The county's planning staff recommended the parcel of unincorporated land would be appropriate for a smaller retail zone, perhaps 20,000 to 40,000 square feet, that would serve the neighborhood and not be a regional draw, Yaroslavsky said.

"A regional entertainment center with movie theaters? I won't support it," he said.

Hundreds of angry residents have packed hearings on the project, worried that it would lead to more traffic and cause significant environmental and wildlife damage.

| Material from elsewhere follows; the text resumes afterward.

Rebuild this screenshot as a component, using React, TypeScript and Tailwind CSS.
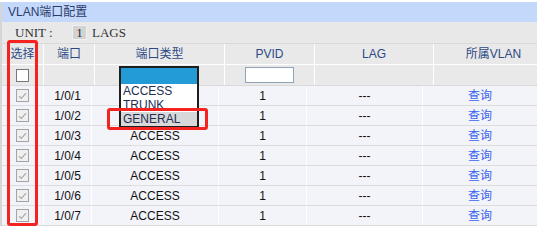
import React from 'react';

const PORTS = ['1/0/1', '1/0/2', '1/0/3', '1/0/4', '1/0/5', '1/0/6', '1/0/7'];

const HEAD_COLS = 'grid grid-cols-[42px_51px_130px_90px_119px_120px]';
const BODY_COLS = 'grid grid-cols-[42px_48px_127px_88px_116px_114px]';

const cjk = "font-['Liberation_Sans','Noto_Sans_CJK_SC',sans-serif]";

const GrayCheck: React.FC = () => (
  <span className="w-[13px] h-[13px] border border-[#a3a3a3] bg-[#f0f0f0] flex items-center justify-center">
    <svg width="9" height="8" viewBox="0 0 9 8">
      <path d="M1 4.2 L3.4 6.4 L8 1.2" fill="none" stroke="#aaaaaa" strokeWidth="1.2" />
    </svg>
  </span>
);

const VlanPortConfig: React.FC = () => {
  return (
    <div className={`relative w-[537px] h-[227px] overflow-hidden bg-white pt-[2px] ${cjk}`}>
      <div className="border-l-2 border-[#d6d6d6] w-[560px]">
        {/* Title */}
        <div className="h-[20px] bg-[#c4d8fc] flex items-center pl-[6px] text-[12px] text-[#2b3d6b]">
          VLAN端口配置
        </div>

        {/* Unit row */}
        <div className="h-[21px] bg-[#e8e8e8] flex items-center font-['Liberation_Serif',serif] text-[13px] text-[#333]">
          <span className="ml-[13px] w-[57px]">UNIT :</span>
          <span className="w-[15px] h-[15px] bg-[#d3d3d3] border border-[#f0f0f0] flex items-center justify-center text-[12px] text-[#222]">1</span>
          <span className="ml-[5px] text-[13px]">LAGS</span>
        </div>

        {/* Header */}
        <div className={`${HEAD_COLS} h-[21px] bg-[#e9e9e9] border-t border-[#dadada] text-[12px] text-[#2d4a85]`}>
          {['选择', '端口', '端口类型', 'PVID', 'LAG', '所属VLAN'].map((h) => (
            <div key={h} className="flex items-center justify-center border-r border-white">
              {h}
            </div>
          ))}
        </div>

        {/* Filter row */}
        <div className={`${HEAD_COLS} h-[22px] bg-[#e9e9e9] border-t border-white border-b border-b-[#dadada]`}>
          <div className="flex items-center justify-center border-r border-white">
            <span className="w-[13px] h-[13px] border border-[#777] bg-white" />
          </div>
          <div className="border-r border-white" />
          <div className="border-r border-white" />
          <div className="flex items-center justify-center border-r border-white">
            <span className="w-[49px] h-[16px] border border-[#8ea2b8] bg-white" />
          </div>
          <div className="border-r border-white" />
          <div />
        </div>

        {/* Body */}
        {PORTS.map((p, i) => (
          <div
            key={p}
            className={`${BODY_COLS} h-[20px] bg-[#f3f4f9] border-b border-[#dcdcdc] text-[12px] font-['Liberation_Sans',sans-serif] text-[#111]`}
          >
            <div className="flex items-center justify-center border-r border-white">
              <GrayCheck />
            </div>
            <div className="flex items-center justify-center border-r border-white">{p}</div>
            {/* first two rows sit under the open select list */}
            <div className="flex items-center justify-center border-r border-white">{i < 2 ? '' : 'ACCESS'}</div>
            <div className="flex items-center justify-center border-r border-white">1</div>
            <div className="flex items-center justify-center border-r border-white">---</div>
            <div className={`flex items-center justify-center text-[#3a63f0] ${cjk}`}>查询</div>
          </div>
        ))}
      </div>

      {/* Open select list */}
      <div className="absolute left-[119px] top-[66px] w-[80px] h-[62px] border-2 border-[#1e1e1e] bg-white flex flex-col font-['Liberation_Sans',sans-serif] text-[12px] text-[#1d2e55] leading-[14px]">
        <div className="h-[16px] bg-[#229bd7]" />
        <div className="h-[14px] pl-[2px]">ACCESS</div>
        <div className="h-[14px] pl-[2px]">TRUNK</div>
        <div className="h-[14px] pl-[2px] bg-[#d8d8d8]">GENERAL</div>
      </div>

      {/* Highlights */}
      <div className="absolute left-[7px] top-[40px] w-[31px] h-[186px] border-[3px] border-[#f5231f] rounded-[3px]" />
      <div className="absolute left-[107px] top-[108px] w-[101px] h-[22px] border-[3px] border-[#f5231f] rounded-[3px]" />
    </div>
  );
};

export default VlanPortConfig;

Supporters, however, want the access to convenient shopping and entertainment.

The Board of Supervisors' vote dealt a serious blow to Continental Communities Group, which now could be hard-pressed to recoup its investment.

It now faces foreclosure on the parcel because its project financing debt was due in January, said William Mark Levinson, a lawyer for a trustee representing bondholders who have helped finance planning for the project.

Jerry Neuman, an attorney for Continental Communities, said he wasn't aware of the foreclosure action, but it wasn't unexpected.

"We will move as quickly as possible with the new project and work with the lenders in that they have been very cooperative so far," Neuman said.

Zuckerman could not be reached for comment.

In 1990, when Zuckerman purchased the hilly parcel from Bob Hope for $10 million, the developer planned to construct La Strada Calabasas Center--a development of homes, offices and a shopping center.

Six years later, Continental secured funding for its proposed project through an unorthodox bond financing plan offered by Pacific Genesis Group, a San Francisco underwriting firm.

By creating what was then known as "roving JPAs," or joint powers authorities, Pacific Genesis sought out Central Valley towns--and some Native American tribes--to in effect "rent" their tax-free borrowing privileges.

Pacific Genesis wooed the tiny Central Valley farming town of Mendota for a new joint powers authority that would issue bonds on a project far from its jurisdiction--in this case, La Strada Calabasas Center.

In return, Mendota received $80,000 for lending its name to two bond deals--for the Calabasas project and a housing development near Fresno.

Pacific Genesis was then able to underwrite $6.1 million in tax-exempt bonds for a newly formed authority--the Malibu Canyon Public Financing Authority--to pay for the La Strada project.

In 1998, those bonds were refinanced in a $10.5-million bond issue under another joint powers authority based in the Central Valley, this time, the Sierra Nevada Public Financing Authority, which includes the city of San Joaquin.

But the clock was ticking on Continental Communities.

It intended to repay the Sierra Nevada bonds with revenues from the Calabasas project. But when the bond obligation was due in January, Continental Communities had not broken ground or even received county approval for its project.

As a result, Dai--Ichi Kangyo Trust Co. of New York, the trustee for Sierra Nevada Public Financing Authority, demanded that the authority begin foreclosure against Continental Communities, said Levinson, an attorney for Dai-Ichi.